COMPIÈGNE
Le château de Compiègne abrite en son sein le Musée de l’automobile où une exposition célèbre la beauté de véhicules considérés comme des objets d’art.
On le sait peu, mais le château de Compiègne, dans l’Oise, loge un Musée national de l’automobile. Moins fameux que la Cité de l’automobile de Mulhouse, il est pourtant la première institution au monde consacrée à la locomotion inaugurée en 1927. Sa collection se compose aujourd’hui d’une centaine de pièces : soixante-dix véhicules hippomobiles et trente automobiles datant du XVIIIe siècle au début du XXe siècle. Or ledit musée était en perte de vitesse, et a fortiori de visiteurs, son espace phare, la cour des cuisines ou antre des carrosses, ayant été fermé durant deux décennies (1999-2019), pour cause de verrière instable.

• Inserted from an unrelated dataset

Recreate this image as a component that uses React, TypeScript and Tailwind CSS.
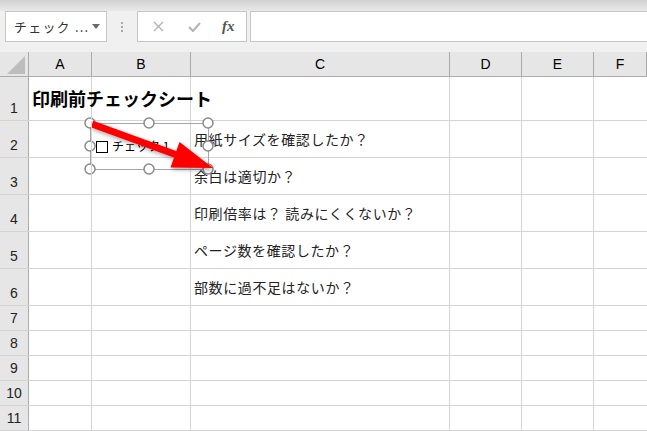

Nommé directeur du château en 2018, Rodolphe Rapetti compte y remédier. Son projet comprend notamment la redéfinition de ce Musée de l’automobile : « L’idée est de désengorger les espaces avec une présentation plus aérée et de créer des réserves. L’étude de faisabilité supervisée par l’Oppic [Opérateur du patrimoine et des projets immobiliers de la culture] sera rendue au cours du premier semestre 2020 », explique-t-il. Auteur, en 2007, d’un rapport intitulé Musées et patrimoine automobile en France remis au ministère de la Culture, il a, entre autres, été, en 2011, commissaire de l’exposition « L’art de l’automobile, chefs-d’œuvre de la collection Ralph Lauren », au Musée des arts décoratifs de Paris. Ce n’est pas étonnant donc si l’un de ses souhaits est que « le musée s’ouvre au patrimoine automobile du XXe siècle ». Ainsi en découle cette première exposition intitulée « Concept-car, beauté pure », dont il est le commissaire, et qui amorce cette nouvelle impulsion.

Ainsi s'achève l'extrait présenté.